De l'inertie apparente de la structure des rémunérations, on ne saurait déduire que le salaire est macroéconomiquement rigide . On verra qu'au contraire les évolutions salariales ressortent comme très corrélées, quoique de façon asymétrique, avec des variables macroéconomiques lourdes, qui conditionnent de plus en plus les dynamiques des salaires.
L'inertie de la structure des rémunérations semble plutôt témoigner d'un défaut de flexibilité des salaires à la hausse qu'à la baisse, tant la modération salariale paraît marquer structurellement l'histoire récente des salaires en France.
La relative constance de la répartition entre salaires de base et primes traduirait ainsi plutôt le fait que les éléments variables de la rémunération évoluent de concert avec le salaire de base si bien qu'ils ne jouent pas réellement leur rôle d'adaptation des salaires aux cycles, en particulier dans la phase haussière de ceux-ci.
Par ailleurs, cette tendance ne paraît pas jouer de la même manière pour tous les salariés. Quelques branches, en particulier celles des services financiers, témoignent d'évolution des primes et compléments atteignant une certaine ampleur.
La répartition de ces éléments de salaires y semble très fortement individualisée ce qui s'explique sans doute par leur concentration sur certains métiers de la banque.
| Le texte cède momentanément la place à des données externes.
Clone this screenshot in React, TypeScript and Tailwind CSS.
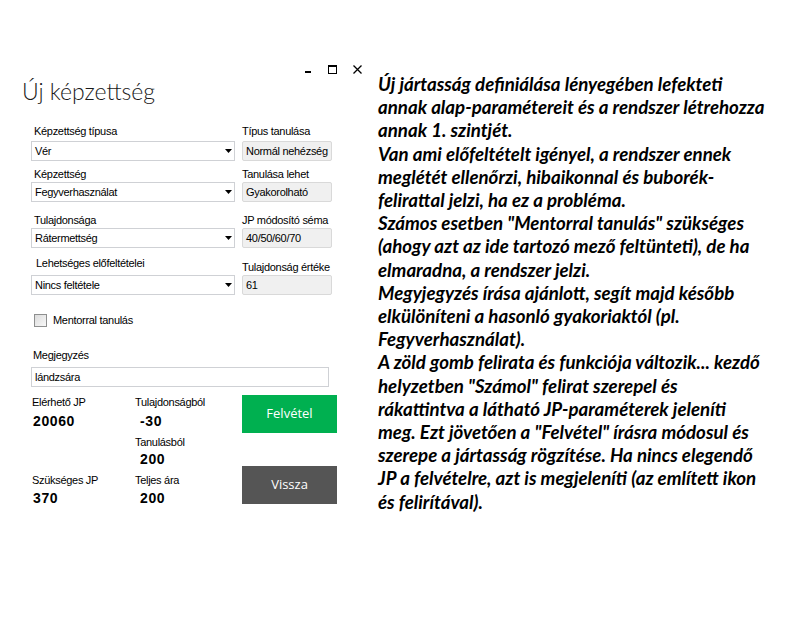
import { ReactNode } from "react";

const label = "font-['Liberation_Sans',Arial,sans-serif] text-[11px] leading-[14px] tracking-[-0.3px] text-black";
const value = "font-['Liberation_Sans',Arial,sans-serif] text-[14px] leading-[14px] font-bold tracking-[0.6px] text-black";

function Combo({ text }: { text: string }) {
  return (
    <div className="h-[20px] w-[204px] border border-[#cfd1d5] bg-white flex items-center justify-between pl-[3px] pr-[2px]">
      <span className={label}>{text}</span>
      <svg width="7" height="4" viewBox="0 0 7 4">
        <path d="M0 0h7L3.5 4z" fill="#000" />
      </svg>
    </div>
  );
}

function ReadOnly({ text }: { text: string }) {
  return (
    <div className="h-[20px] w-[90px] border border-[#d9d9d9] rounded-[2px] bg-[#f0f0f0] flex items-center pl-[3px] overflow-hidden whitespace-nowrap">
      <span className={label}>{text}</span>
    </div>
  );
}

function Field({ title, children, lt, mb }: { title: string; children: ReactNode; lt: string; mb: string }) {
  return (
    <div className={`flex flex-col ${lt}`}>
      <span className={`${label} ${mb}`}>{title}</span>
      {children}
    </div>
  );
}

const lines = [
  "Új jártasság definiálása lényegében lefekteti",
  "annak alap-paramétereit és a rendszer létrehozza",
  "annak 1. szintjét.",
  "Van ami előfeltételt igényel, a rendszer ennek",
  "meglétét ellenőrzi, hibaikonnal és buborék-",
  "felirattal jelzi, ha ez a probléma.",
  "Számos esetben \"Mentorral tanulás\" szükséges",
  "(ahogy azt az ide tartozó mező feltünteti), de ha",
  "elmaradna, a rendszer jelzi.",
  "Megyjegyzés írása ajánlott, segít majd később",
  "elkülöníteni a hasonló gyakoriaktól (pl.",
  "Fegyverhasználat).",
  "A zöld gomb felirata és funkciója változik... kezdő",
  "helyzetben \"Számol\" felirat szerepel és",
  "rákattintva a látható JP-paraméterek jeleníti",
  "meg. Ezt jövetően a \"Felvétel\" írásra módosul és",
  "szerepe a jártasság rögzítése. Ha nincs elegendő",
  "JP a felvételre, azt is megjeleníti (az említett ikon",
  "és felirítával).",
];

export default function App() {
  return (
    <div className="w-[790px] h-[630px] bg-white flex overflow-hidden">
      {/* FORM */}
      <div className="w-[378px] shrink-0 flex flex-col pt-[65px] pl-[22px]">
        <div className="h-[9px] flex items-start justify-end pr-[16px]">
          <div className="w-[6px] h-[2px] bg-black mt-[6px]" />
          <div className="w-[9px] h-[9px] border border-t-2 border-black ml-[17px]" />
          <svg width="9" height="9" viewBox="0 0 9 9" className="ml-[16px]">
            <path d="M0.5 0.5l8 8M8.5 0.5l-8 8" stroke="#000" strokeWidth="1.3" />
          </svg>
        </div>

        <h1 className="mt-[2px] font-['Lato',sans-serif] font-light text-[23px] leading-[30px] text-[#1a1a1a]">Új képzettség</h1>

        <div className="pl-[9px] flex flex-col">
          <div className="flex gap-[7px] mt-[18px]">
            <Field title="Képzettség típusa" lt="" mb="mb-[3px] pl-[3px]">
              <Combo text="Vér" />
            </Field>
            <Field title="Típus tanulása" lt="" mb="mb-[3px]">
              <ReadOnly text="Normál nehézség" />
            </Field>
          </div>
          <div className="flex gap-[7px] mt-[6px]">
            <Field title="Képzettség" lt="" mb="mb-[1px] pl-[3px]">
              <Combo text="Fegyverhasználat" />
            </Field>
            <Field title="Tanulása lehet" lt="" mb="mb-[1px]">
              <ReadOnly text="Gyakorolható" />
            </Field>
          </div>
          <div className="flex gap-[7px] mt-[11px]">
            <Field title="Tulajdonsága" lt="" mb="mb-[1px] pl-[3px]">
              <Combo text="Rátermettség" />
            </Field>
            <Field title="JP módosító séma" lt="" mb="mb-[1px]">
              <ReadOnly text="40/50/60/70" />
            </Field>
          </div>
          <div className="flex gap-[7px] items-start">
            <Field title="Lehetséges előfeltételei" lt="mt-[8px]" mb="mb-[5px] pl-[5px]">
              <Combo text="Nincs feltétele" />
            </Field>
            <Field title="Tulajdonság értéke" lt="mt-[12px]" mb="mb-[1px]">
              <ReadOnly text="61" />
            </Field>
          </div>

          <label className="flex items-center gap-[6px] mt-[18px] pl-[3px]">
            <span className="w-[13px] h-[13px] border border-[#8e8f8f] bg-gradient-to-br from-[#dcdcdc] to-[#f8f8f8]" />
            <span className={label}>Mentorral tanulás</span>
          </label>

          <span className={`${label} mt-[21px] pl-[2px] mb-[5px]`}>Megjegyzés</span>
          <div className="h-[20px] w-[298px] border border-[#cfd1d5] bg-white flex items-center pl-[3px]">
            <span className={label}>lándzsára</span>
          </div>

          <div className="flex mt-[8px]">
            <div className="w-[104px] flex flex-col pl-[1px]">
              <span className={label}>Elérhető JP</span>
              <span className={`${value} mt-[5px] pl-[1px]`}>20060</span>
              <span className={`${label} mt-[45px]`}>Szükséges JP</span>
              <span className={`${value} mt-[4px] pl-[1px]`}>370</span>
            </div>
            <div className="w-[107px] flex flex-col">
              <span className={label}>Tulajdonságból</span>
              <span className={`${value} mt-[5px] pl-[5px]`}>-30</span>
              <span className={`${label} mt-[7px]`}>Tanulásból</span>
              <span className={`${value} mt-[3px] pl-[5px]`}>200</span>
              <span className={`${label} mt-[7px]`}>Teljes ára</span>
              <span className={`${value} mt-[4px] pl-[5px]`}>200</span>
            </div>
            <div className="flex flex-col gap-[33px]">
              <button className="w-[95px] h-[38px] bg-[#00b050] text-white font-['Open_Sans',sans-serif] text-[13px]">Felvétel</button>
              <button className="w-[95px] h-[38px] bg-[#555555] text-white font-['Open_Sans',sans-serif] text-[13px]">Vissza</button>
            </div>
          </div>
        </div>
      </div>

      {/* NOTES */}
      <div className="flex flex-col pt-[73px] font-['Lato',sans-serif] italic font-bold text-[18.7px] leading-[23.2px] text-black whitespace-nowrap">
        {lines.map((l) => (
          <span key={l}>{l}</span>
        ))}
      </div>
    </div>
  );
}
De façon générale, l'individualisation des salaires est de plus en plus forte dans un panorama où les données macrosociales sur les rémunérations ne la révèlent pas toujours immédiatement 11 ( * ) .
* 9 Sans doute un peu fragile.
* 10 Entreprises de 10 salariés et plus.
* 11 Les inflexions des gains de productivité et du rythme de croissance semblent se répercuter différemment sur les salaires, selon qu'il s'agit d'accélération ou de ralentissement, et de façon inégale en fonction du niveau de salaire.